DİSK Genel Başkanı ve diğer konfederasyon ve emek örgütlerinin başkanları, yöneticileri, “1 Mayıs’ı Taksim’de kutlayacağız” diye karar alan yöneticilerinin bu soruya samimi yanıtları nedir?
Bu karardan sorumlu kişiler, bu soruya; “Evet Valiliğin kararına, emniyet güçlerinin engellemesine karşın işçileri Taksim’e çıkacak biçimde örgütledik, yüz binler Taksim’e çıkıp 1 Mayıs’ı kutlayacak” diyorlar mı?
Eğer böyle diyorlarsa biz de kendilerini izlemeye hazırız. Ama gerçek böyle değil. Bunu da en çok bu kararı alanlar biliyor. Dahası bugüne kadar bu kararı alan sendika ve emek örgütlerinin işyerine, hizmet birimlerine yönelik ne bir etkinlik yaptıkları, ne bir bildiri çıkardıkları, ne de bir toplantı,... yaptıkları vardır!
Bu yüzden alınan karar afakidir; bazı siyasi çevrelerin kendi ihtiyaçlarını, ön yargılarını sendikalara dayatmasıdır; bu yüzden de yanlış bir karardır.
‘1 MAYIS’I İSTANBUL’DA KUTLAMAYALIM’ KARARI!
Kaldı ki, “Biz, Taksim’i zorlayalım ama sonra olmazsa bir alan üstünde anlaşma sağlanır” diyerek bu kararı savunmaları da anlamsızdır, yanlışı bir başka yanlışla desteklemektir! Çünkü; son üç yıldır İstanbul’da 1 Mayıs’ın yapılamamış olması tam da böyle bir kafa karışıklığı ve aymazlık ortamında oluşmuştur. Böylece bir kez daha anlaşılmıştır ki; DİSK, KESK, TMMOB, TTB yöneticileri, son üç yılın deneyimlerinden ders çıkarmamışlardır. Ki, son kararın anlamı ise; bu sendika ve emek örgütlerinin de 2016 1 Mayısı’nı İstanbul’da “kutlanmaması” demektir.
Bu yüzden de DİSK diğer sendika ve emek örgütleri bu karardan bir an önce dönmeli, işçilerin en geniş kesimlerinin katılabileceği bir 1 Mayıs örgütlenmesi için koşulları sağlamak için ellerinden geleni yapmalıdır.

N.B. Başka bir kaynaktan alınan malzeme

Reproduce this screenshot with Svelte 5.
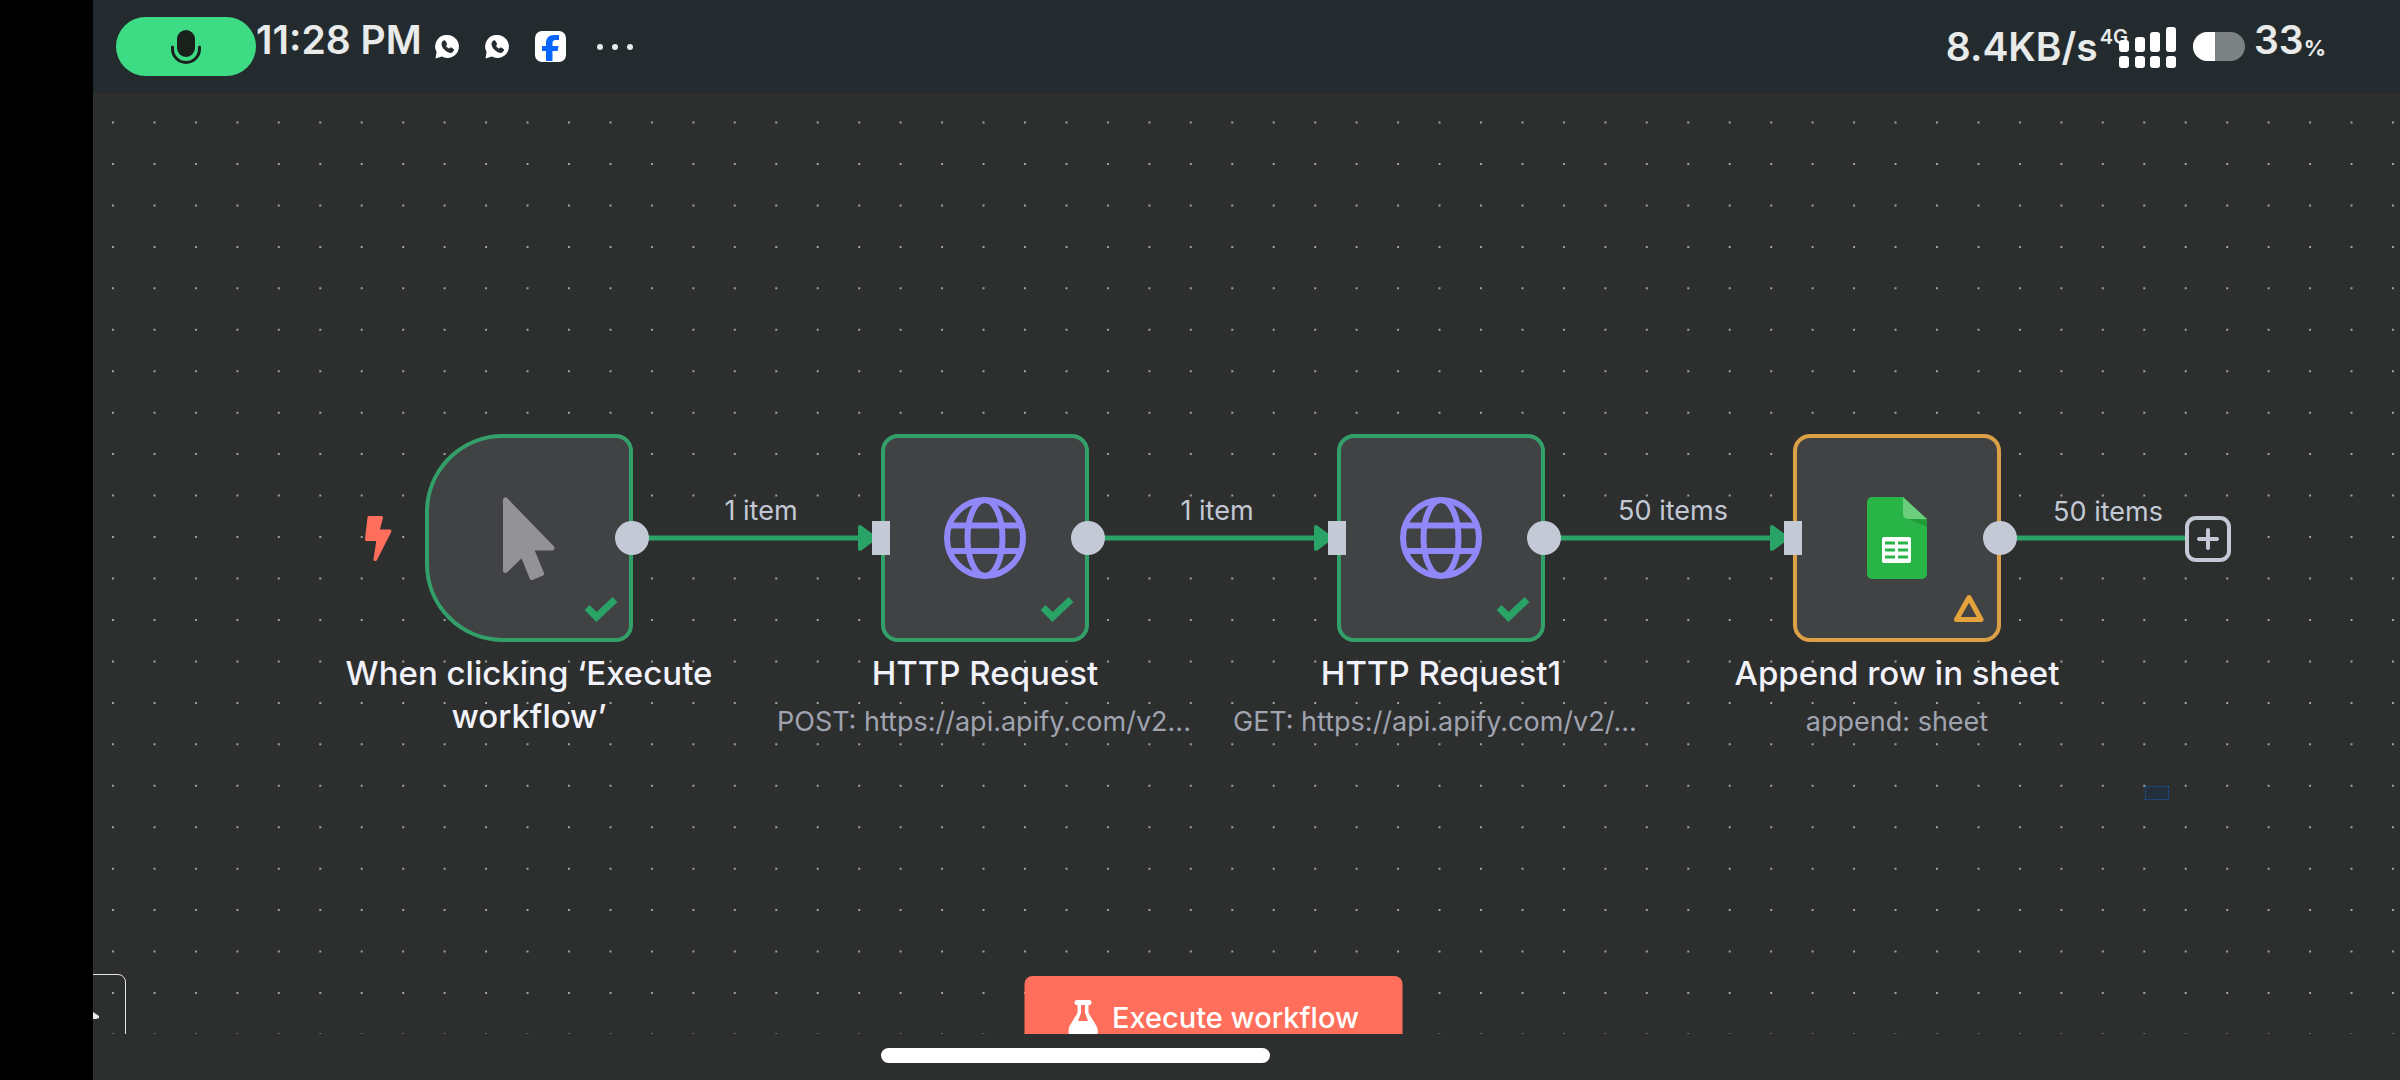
<script lang="ts">
  type Kind = 'cursor' | 'globe' | 'sheet';
  type FlowNode = {
    x: number;
    y: number;
    kind: Kind;
    title: string;
    subtitle?: string;
    clipped?: boolean;
    trigger?: boolean;
    warning?: boolean;
    output: string;
  };

  const nodes: FlowNode[] = [
    { x: 332, y: 341, kind: 'cursor', title: 'When clicking ‘Execute workflow’', trigger: true, output: '1 item' },
    { x: 788, y: 341, kind: 'globe', title: 'HTTP Request', subtitle: 'POST: https://api.apify.com/v2...', clipped: true, output: '1 item' },
    { x: 1244, y: 341, kind: 'globe', title: 'HTTP Request1', subtitle: 'GET: https://api.apify.com/v2/...', clipped: true, output: '50 items' },
    { x: 1700, y: 341, kind: 'sheet', title: 'Append row in sheet', subtitle: 'append: sheet', warning: true, output: '50 items' },
  ];

  // Eleven grid steps separate two neighbouring nodes.
  const step = 456 / 11;
  let width = $state(2400);
  let height = $state(941);
  const dots = $derived.by(() => {
    let d = '';
    for (let y = 29.5; y < height + 2; y += step) {
      for (let x = 20; x < width; x += step) d += `M${x.toFixed(1)} ${y.toFixed(1)}h0`;
    }
    return d;
  });
</script>

<div class="screen">
  <header class="status">
    <div class="side">
      <span class="mic">
        <svg width="32" height="42" viewBox="0 0 32 42" aria-label="Microphone in use">
          <rect x="7" y="4" width="18" height="27" rx="9" fill="#1a211d" />
          <path d="M2.500 21v2a13.500 13.500 0 0 0 27 0v-2" fill="none" stroke="#1a211d" stroke-width="3" stroke-linecap="round" />
        </svg>
      </span>
      <time class="big">11:28 PM</time>
      <div class="notices">
        {#each [0, 1] as n (n)}
          <svg width="24" height="24" viewBox="0 0 24 24" aria-label="WhatsApp">
            <path d="M12.500 0a11.500 11.500 0 1 1-5.600 21.600L.500 23.500 1.600 17A11.500 11.500 0 0 1 12.500 0Z" fill="#fff" />
            <path d="M7.500 7c1-1.600 2.500-1.700 3.100-.3l.9 2.200c.2.700-1 1.600-.9 2.100.7 1.400 1.800 2.400 3.300 3 .6.100 1.300-1.400 2-1.100l2.200 1.100c1 .6.300 2.300-.9 3-1.500.8-3.300.4-5.600-1-3.500-2.300-5.600-6-4.100-9Z" fill="#242b2e" stroke="#242b2e" />
          </svg>
        {/each}
        <svg width="31" height="31" viewBox="0 0 31 31" aria-label="Facebook">
          <rect width="31" height="31" rx="7" fill="#fff" />
          <path d="M11 30V20H7v-5h4v-3c0-5 3-8 8-8h5v5h-3c-2.600 0-3.500 1-3.500 3v3h6l-.8 5h-5.200v10Z" fill="#0866ff" />
        </svg>
        <svg class="more" width="38" height="8" viewBox="0 0 38 8" aria-label="More notifications">
          <circle cx="4" cy="4" r="3" fill="#e9ebeb" /><circle cx="19" cy="4" r="3" fill="#e9ebeb" /><circle cx="34" cy="4" r="3" fill="#e9ebeb" />
        </svg>
      </div>
    </div>
    <div class="side">
      <span class="speed">8.4KB/s</span>
      <span class="net">4G</span>
      <svg class="signal" width="58" height="42" viewBox="0 0 58 42" fill="#fff" aria-label="Signal">
        <rect x="0" y="13" width="10" height="12" rx="3" /><rect x="16" y="10" width="10" height="15" rx="3" /><rect x="31" y="5" width="10" height="20" rx="3" /><rect x="47" y="0" width="10" height="25" rx="3" />
        <rect x="0" y="29" width="10" height="12" rx="3" /><rect x="16" y="29" width="10" height="12" rx="3" /><rect x="31" y="29" width="10" height="12" rx="3" /><rect x="47" y="29" width="10" height="12" rx="3" />
      </svg>
      <span class="battery"><span></span></span>
      <span class="level">33<span class="unit">%</span></span>
    </div>
  </header>

  <main class="canvas" bind:clientWidth={width} bind:clientHeight={height}>
    <svg class="layer" aria-hidden="true">
      <path d={dots} stroke="#a0a1a1" stroke-width="2" stroke-linecap="square" />
      {#each nodes as node, i}
        <path d="M{node.x + 208} 445h{i < 3 ? 236 : 186}" stroke="#2aa367" stroke-width="5" />
        {#if i < 3}
          <path d="M{node.x + 435} 434v22l15-11Z" fill="#2aa367" stroke="#2aa367" stroke-width="4" stroke-linejoin="round" />
        {/if}
      {/each}
    </svg>

    <svg class="bolt" width="29" height="48" viewBox="0 0 29 48" aria-hidden="true">
      <path d="M5 3.500h12.500L14 17h12L11.500 45.500h-.5L14 25.500H2.500Z" fill="#ff6f5c" stroke="#ff6f5c" stroke-width="3" stroke-linejoin="round" />
    </svg>

    {#each nodes as node, i}
      <article class="node" style:left="{node.x}px" style:top="{node.y}px">
        <div class="box" class:trigger={node.trigger} class:warning={node.warning}>
          {#if node.kind === 'cursor'}
            <svg width="82" height="84" viewBox="0 0 82 84" aria-hidden="true">
              <path d="M17.500 4v70.500L34.500 58 44 81.500l9.500-4L43 52h21Z" fill="#929297" stroke="#929297" stroke-width="5" stroke-linejoin="round" />
            </svg>
          {:else if node.kind === 'globe'}
            <svg width="82" height="82" viewBox="0 0 82 82" fill="none" stroke="#9088f8" stroke-width="6" aria-hidden="true">
              <circle cx="41" cy="41" r="38" /><ellipse cx="41" cy="41" rx="17.500" ry="38" /><path d="M6 28.500h70M6 54h70" />
            </svg>
          {:else}
            <svg width="60" height="82" viewBox="0 0 60 82" aria-hidden="true">
              <path d="M5 0h31l24 23v54a5 5 0 0 1-5 5H5a5 5 0 0 1-5-5V5a5 5 0 0 1 5-5Z" fill="#28b446" />
              <path d="m39 21 21 9v-7Z" fill="#219b3a" />
              <path d="M36 0v17a5 5 0 0 0 5 5h19Z" fill="#6ace7c" />
              <rect x="15" y="40" width="29" height="26" rx="2" fill="#fff" />
              <path d="M18 46h10M31 46h10M18 53h10M31 53h10M18 60h10M31 60h10" stroke="#28b446" stroke-width="3" />
            </svg>
          {/if}
          {#if node.warning}
            <svg class="state" width="34" height="30" viewBox="0 0 34 30" aria-label="Warning">
              <path d="M17 3.500 29 25.500H4.500Z" fill="none" stroke="#e5a33d" stroke-width="5" stroke-linejoin="round" />
            </svg>
          {:else}
            <svg class="state" width="34" height="30" viewBox="0 0 34 30" aria-label="Success">
              <path d="m3 13.500 9.500 9.500L31 5.500" fill="none" stroke="#2aa367" stroke-width="7" />
            </svg>
          {/if}
          {#if !node.trigger}<span class="input"></span>{/if}
          <span class="output"></span>
        </div>
        <h2>{node.title}</h2>
        {#if node.subtitle}<p class:clipped={node.clipped}>{node.subtitle}</p>{/if}
        <span class="count" class:last={i === 3}>{node.output}</span>
      </article>
    {/each}

    <button class="add" aria-label="Add node">
      <svg width="22" height="22" viewBox="0 0 22 22" aria-hidden="true"><path d="M11 2v18M2 11h18" stroke="#c3c9d5" stroke-width="4" stroke-linecap="round" /></svg>
    </button>
    <span class="selection"></span>

    <button class="control" aria-label="Canvas controls">
      <svg width="8" height="10" viewBox="0 0 8 10" aria-hidden="true"><path d="M0 0 6 4v2L3 7H0Z" fill="#e9edf2" /></svg>
    </button>
    <button class="execute">
      <svg width="30" height="34" viewBox="0 0 30 34" aria-hidden="true">
        <path d="M8 0h13q2 0 2 2.500T21 5h-1v8l8 13q2 4 1 8H0q-1-4 1-8l8-13V5H8q-2 0-2-2.500T8 0ZM12.500 5v8l-3 8h10l-3-8V5Z" fill="#fff" fill-rule="evenodd" />
      </svg>
      Execute workflow
    </button>
  </main>

  <footer><span></span></footer>
</div>

<style>
  :global(body) { background: #000; }
  .screen {
    box-sizing: border-box;
    min-height: 100vh;
    padding-left: 93px;
    display: flex;
    flex-direction: column;
    font-family: Inter, 'Liberation Sans', sans-serif;
    background: linear-gradient(90deg, #000 93px, #2d2e2e 93px);
  }
  .status {
    height: 93px;
    padding: 0 74px 0 23px;
    box-sizing: border-box;
    display: flex;
    justify-content: space-between;
    background: #242b2e;
    color: #e9ebeb;
  }
  .side { display: flex; align-items: center; }
  .mic {
    width: 140px;
    height: 59px;
    border-radius: 30px;
    background: #3ddc84;
    display: grid;
    place-items: center;
  }
  .big, .speed, .level { font-size: 39px; font-weight: 600; line-height: 48px; white-space: nowrap; }
  .big, .level { padding-bottom: 14px; }
  .level { display: flex; align-items: flex-end; }
  .unit { font-size: 22px; font-weight: 700; line-height: 32px; }
  .notices { display: flex; align-items: center; gap: 26px; margin-left: 13px; }
  .more { margin-left: 4px; }
  .net { font-size: 20px; font-weight: 600; padding-bottom: 20px; margin: 0 -9px 0 2px; }
  .signal { margin-top: 2px; }
  .battery {
    width: 52px;
    height: 29px;
    margin: 0 9px 0 16px;
    border-radius: 15px;
    overflow: hidden;
    background: #7c8183;
  }
  .battery span { display: block; width: 22px; height: 100%; background: #fff; }

  .canvas { position: relative; flex: 1; overflow: hidden; }
  .layer { position: absolute; inset: 0 auto auto 0; width: 100%; height: 100%; overflow: hidden; }
  .node { position: absolute; width: 208px; }
  .box {
    position: relative;
    box-sizing: border-box;
    width: 208px;
    height: 208px;
    border: 4px solid #33a06a;
    border-radius: 17px;
    background: #414244;
    display: grid;
    place-items: center;
  }
  .trigger { border-radius: 78px 17px 17px 78px; }
  .warning { border-color: #dca046; }
  .state { position: absolute; right: 11px; bottom: 14px; }
  .input, .output { position: absolute; background: #c3c9d5; }
  .input { left: -13px; top: 83px; width: 18px; height: 34px; }
  .output { right: -20px; top: 83px; width: 34px; height: 34px; border-radius: 50%; }
  h2, p { margin: 0 -104px; text-align: center; }
  h2 { margin-top: 10px; font-size: 33px; font-weight: 500; line-height: 43px; color: #f2f2fa; }
  p { margin-top: 5px; font-size: 27px; line-height: 43px; color: #a0a3b0; white-space: nowrap; }
  p.clipped { text-align: left; }
  .count {
    position: absolute;
    left: 208px;
    top: 61px;
    width: 256px;
    text-align: center;
    font-size: 27px;
    line-height: 32px;
    color: #c3c9d5;
  }
  .count.last { top: 62px; width: 214px; }
  .bolt { position: absolute; left: 271px; top: 421px; }
  .add {
    position: absolute;
    left: 2092px;
    top: 423px;
    width: 46px;
    height: 46px;
    padding: 0;
    display: grid;
    place-items: center;
    border: 4px solid #c3c9d5;
    border-radius: 11px;
    background: #2d2e2e;
  }
  .selection {
    position: absolute;
    left: 2052px;
    top: 693px;
    width: 22px;
    height: 12px;
    border: 1px dotted #1459b3;
    background: #242f3c;
  }
  .control {
    position: absolute;
    left: -53px;
    bottom: -26px;
    width: 86px;
    height: 86px;
    padding: 0 0 0 52px;
    text-align: left;
    border: 1px solid #e4e4ec;
    border-radius: 8px;
    background: transparent;
  }
  .execute {
    position: absolute;
    left: calc(50% - 33px);
    bottom: -26px;
    transform: translateX(-50%);
    height: 84px;
    padding: 0 44px 2px;
    display: flex;
    align-items: center;
    gap: 14px;
    border: 0;
    border-radius: 8px;
    background: #ff6f5c;
    color: #fff;
    font: 500 29px Inter, 'Liberation Sans', sans-serif;
    white-space: nowrap;
  }
  footer { height: 46px; padding-right: 342px; display: flex; justify-content: center; }
  footer span { width: 389px; height: 15px; margin-top: 14px; border-radius: 8px; background: #fff; }
</style>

İŞÇİLER İSTANBUL’DA 1 MAYIS’I KUTLAYACAK!
DİSK ve onunla hareket eden sendika ve emek örgütleri, böyle bir karar almışlardır ama, İstanbul’da geçmiş yılların deneyimlerinden de ders çıkaran ileri işçi kesimleri, önemli işyerlerinden işçi temsilcileri, çeşitli konfederasyonlardan sendika şubeleri, kitlesel ve sınıfın ihtiyaçlarının gerektirdiği bir 1 Mayıs için girişimler başlatmış, yerel kutlama kararları almaya başlamışlardır. Bu toplantılarda İstanbul’da merkezi, işçilerin katılabileceği bir 1 Mayıs kutlaması için de çağrılar yapılmaktadır.
Bunların da ötesinde Çanakkale’ye kaçan Türk-İş’in tutumuna karşı çıkan Türk-İş’e bağlı merkezi İstanbul’da olan kimi sendikalar, şubeler de İstanbul’da işçilerin katılabileceği bir 1 Mayıs için DİSK’in tutumunu bekliyordu. Dünkü açıklamadan sonra artık onlar da herhalde gerekli girişimleri yapacaklardır.
İstanbul’da işçiler, emekçiler, sınıfın taleplerinin kaygısını güden sendikacılar hem yerel hem de merkezi olarak 1 Mayıs’ı kutlayacaktır. DİSK, KESK, TTB ve TMMOB’den beklenen de bir an önce bu çabaya katılmasıdır.
Evet 1 Mayıs’ın ruhu, bizleri 1 Mayıs’ı İşçi Sınıfının Uluslararası Birlik Dayanışma ve Mücadele Günü olarak kutlamaya çağırıyor. 1 Mayıs günü, “Yaşasın 1 Mayıs” diye haykıracaksak ancak bu çağrıya uyarsak anlamlı olur.